* _Data shown_:
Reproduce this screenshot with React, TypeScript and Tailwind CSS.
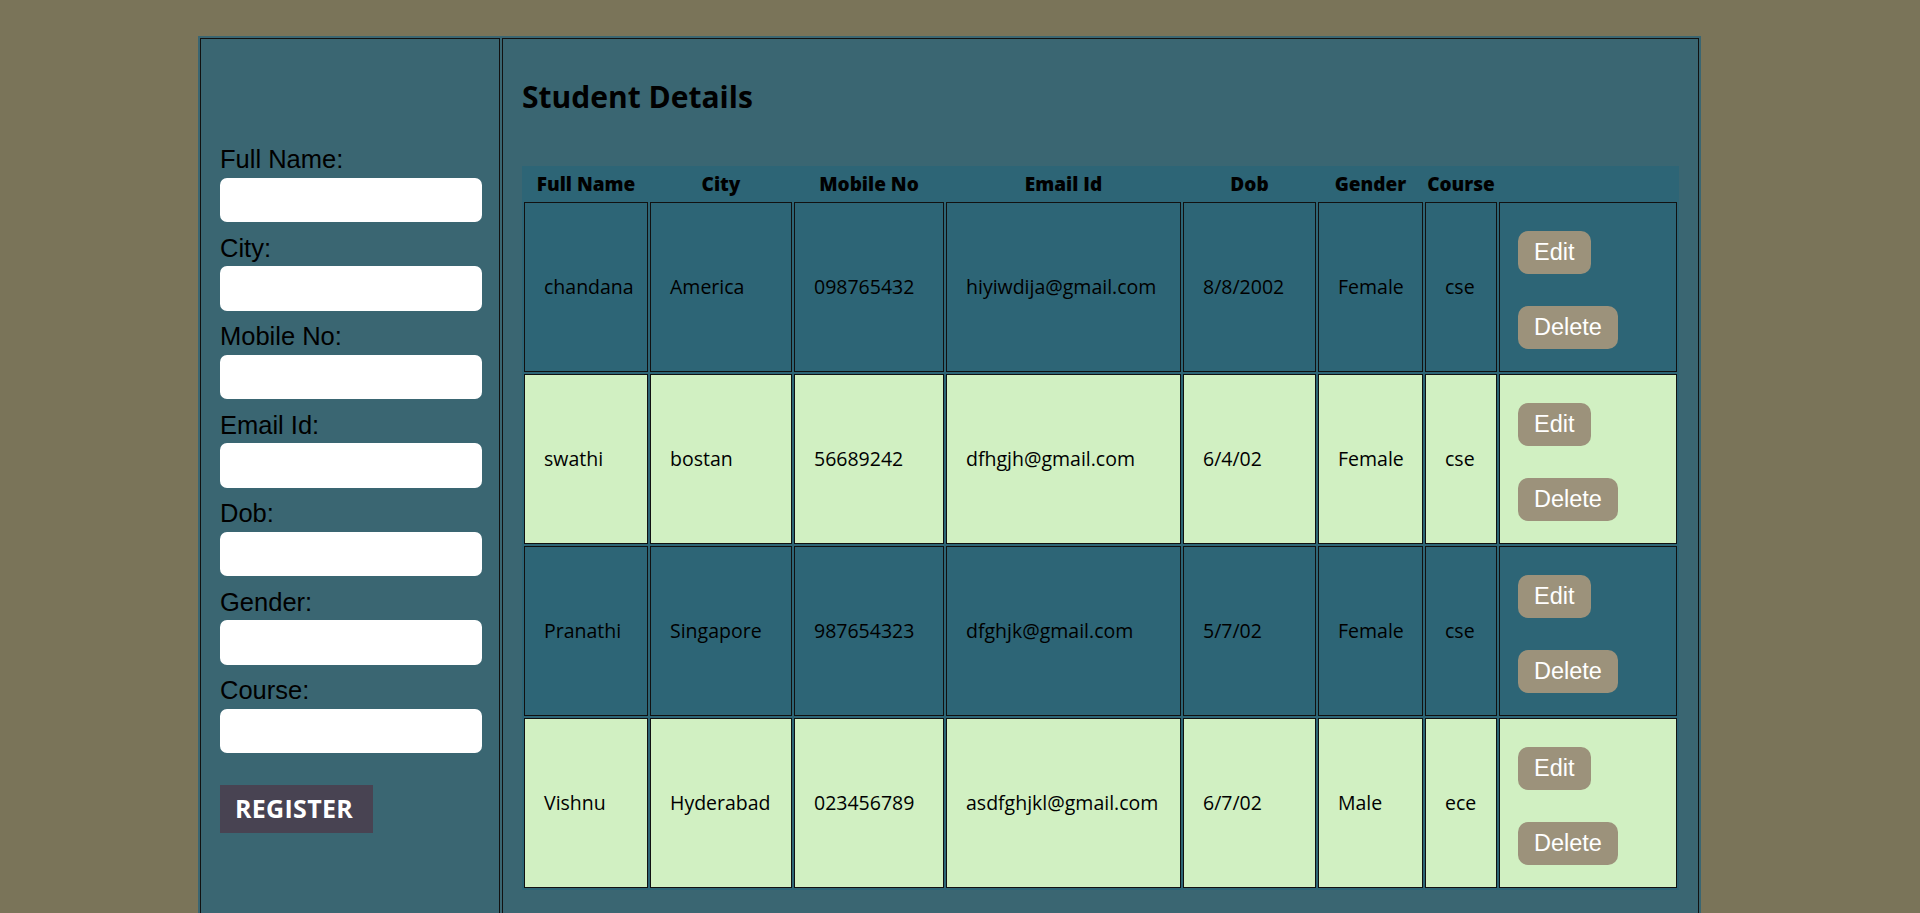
import React from "react";

const fields = ["Full Name:", "City:", "Mobile No:", "Email Id:", "Dob:", "Gender:", "Course:"];

const headers = ["Full Name", "City", "Mobile No", "Email Id", "Dob", "Gender", "Course", ""];

const rows = [
  ["chandana", "America", "098765432", "hiyiwdija@gmail.com", "8/8/2002", "Female", "cse"],
  ["swathi", "bostan", "56689242", "dfhgjh@gmail.com", "6/4/02", "Female", "cse"],
  ["Pranathi", "Singapore", "987654323", "dfghjk@gmail.com", "5/7/02", "Female", "cse"],
  ["Vishnu", "Hyderabad", "023456789", "asdfghjkl@gmail.com", "6/7/02", "Male", "ece"],
];

const comic = { fontFamily: "'Open Sans', 'DejaVu Sans', sans-serif" };

export default function App() {
  return (
    <div className="min-h-screen bg-[#7a7459] pt-[36px] pb-[2px]">
      <div className="ml-[198px] w-[1503px] flex gap-[2px] p-[2px] bg-[#3a6672]">
        {/* Left form panel */}
        <div className="w-[300px] h-[902px] shrink-0 border border-[#111] pl-[19px] pt-[106px] font-['Liberation_Sans',Arial,sans-serif]">
          {fields.map((f) => (
            <div key={f} className="pb-[11.5px]">
              <div className="text-[25.5px] leading-[29.5px] text-black">{f}</div>
              <input
                type="text"
                className="block mt-[3px] h-[44.5px] w-[262px] rounded-[7px] bg-white outline-none border-0"
              />
            </div>
          ))}
          <button
            className="mt-[20px] w-[153px] h-[48px] bg-[#484352] text-white font-bold text-[25px] flex items-center pl-[15px] tracking-[0.3px]"
            style={comic}
          >
            REGISTER
          </button>
        </div>

        {/* Right panel */}
        <div className="flex-1 h-[902px] border border-[#111] pl-[19px] pt-[38px]" style={comic}>
          <h1 className="text-[30px] leading-[40px] font-bold text-black">Student Details</h1>
          <div className="mt-[49px] w-[1157px] grid grid-cols-[124px_142px_150px_235px_133px_105px_72px_178px] gap-[2px] p-[2px] bg-[#2d6576]">
            {headers.map((h, i) => (
              <div
                key={i}
                className="h-[31.5px] flex items-center justify-center font-extrabold text-[19px] text-black whitespace-nowrap"
              >
                {h}
              </div>
            ))}
            {rows.map((r, ri) => {
              const bg = ri % 2 === 0 ? "bg-[#2d6576]" : "bg-[#d1f0c2]";
              return (
                <React.Fragment key={ri}>
                  {r.map((c, ci) => (
                    <div
                      key={ci}
                      className={`${bg} h-[170px] border border-[#111] flex items-center pl-[19px] text-[19.5px] text-black whitespace-nowrap`}
                    >
                      {c}
                    </div>
                  ))}
                  <div className={`${bg} h-[170px] border border-[#111] flex flex-col items-start pl-[18px] pt-[28px] gap-[32px] font-['Liberation_Sans',Arial,sans-serif]`}>
                    <button className="h-[43px] px-[16px] rounded-[10px] bg-[#9c927b] text-white text-[23.5px] leading-[27px]">
                      Edit
                    </button>
                    <button className="h-[43px] px-[16px] rounded-[10px] bg-[#9c927b] text-white text-[23.5px] leading-[27px]">
                      Delete
                    </button>
                  </div>
                </React.Fragment>
              );
            })}
          </div>
        </div>
      </div>
    </div>
  );
}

* _Task to carry out_:
Extract all the data above exactly, excluding every picture.

* _Result of this task_:
Reproduce this screenshot with React, TypeScript and Tailwind CSS.
import React from "react";

const fields = ["Full Name:", "City:", "Mobile No:", "Email Id:", "Dob:", "Gender:", "Course:"];

const headers = ["Full Name", "City", "Mobile No", "Email Id", "Dob", "Gender", "Course", ""];

const rows = [
  ["chandana", "America", "098765432", "hiyiwdija@gmail.com", "8/8/2002", "Female", "cse"],
  ["swathi", "bostan", "56689242", "dfhgjh@gmail.com", "6/4/02", "Female", "cse"],
  ["Pranathi", "Singapore", "987654323", "dfghjk@gmail.com", "5/7/02", "Female", "cse"],
  ["Vishnu", "Hyderabad", "023456789", "asdfghjkl@gmail.com", "6/7/02", "Male", "ece"],
];

const comic = { fontFamily: "'Open Sans', 'DejaVu Sans', sans-serif" };

export default function App() {
  return (
    <div className="min-h-screen bg-[#7a7459] pt-[36px] pb-[2px]">
      <div className="ml-[198px] w-[1503px] flex gap-[2px] p-[2px] bg-[#3a6672]">
        {/* Left form panel */}
        <div className="w-[300px] h-[902px] shrink-0 border border-[#111] pl-[19px] pt-[106px] font-['Liberation_Sans',Arial,sans-serif]">
          {fields.map((f) => (
            <div key={f} className="pb-[11.5px]">
              <div className="text-[25.5px] leading-[29.5px] text-black">{f}</div>
              <input
                type="text"
                className="block mt-[3px] h-[44.5px] w-[262px] rounded-[7px] bg-white outline-none border-0"
              />
            </div>
          ))}
          <button
            className="mt-[20px] w-[153px] h-[48px] bg-[#484352] text-white font-bold text-[25px] flex items-center pl-[15px] tracking-[0.3px]"
            style={comic}
          >
            REGISTER
          </button>
        </div>

        {/* Right panel */}
        <div className="flex-1 h-[902px] border border-[#111] pl-[19px] pt-[38px]" style={comic}>
          <h1 className="text-[30px] leading-[40px] font-bold text-black">Student Details</h1>
          <div className="mt-[49px] w-[1157px] grid grid-cols-[124px_142px_150px_235px_133px_105px_72px_178px] gap-[2px] p-[2px] bg-[#2d6576]">
            {headers.map((h, i) => (
              <div
                key={i}
                className="h-[31.5px] flex items-center justify-center font-extrabold text-[19px] text-black whitespace-nowrap"
              >
                {h}
              </div>
            ))}
            {rows.map((r, ri) => {
              const bg = ri % 2 === 0 ? "bg-[#2d6576]" : "bg-[#d1f0c2]";
              return (
                <React.Fragment key={ri}>
                  {r.map((c, ci) => (
                    <div
                      key={ci}
                      className={`${bg} h-[170px] border border-[#111] flex items-center pl-[19px] text-[19.5px] text-black whitespace-nowrap`}
                    >
                      {c}
                    </div>
                  ))}
                  <div className={`${bg} h-[170px] border border-[#111] flex flex-col items-start pl-[18px] pt-[28px] gap-[32px] font-['Liberation_Sans',Arial,sans-serif]`}>
                    <button className="h-[43px] px-[16px] rounded-[10px] bg-[#9c927b] text-white text-[23.5px] leading-[27px]">
                      Edit
                    </button>
                    <button className="h-[43px] px-[16px] rounded-[10px] bg-[#9c927b] text-white text-[23.5px] leading-[27px]">
                      Delete
                    </button>
                  </div>
                </React.Fragment>
              );
            })}
          </div>
        </div>
      </div>
    </div>
  );
}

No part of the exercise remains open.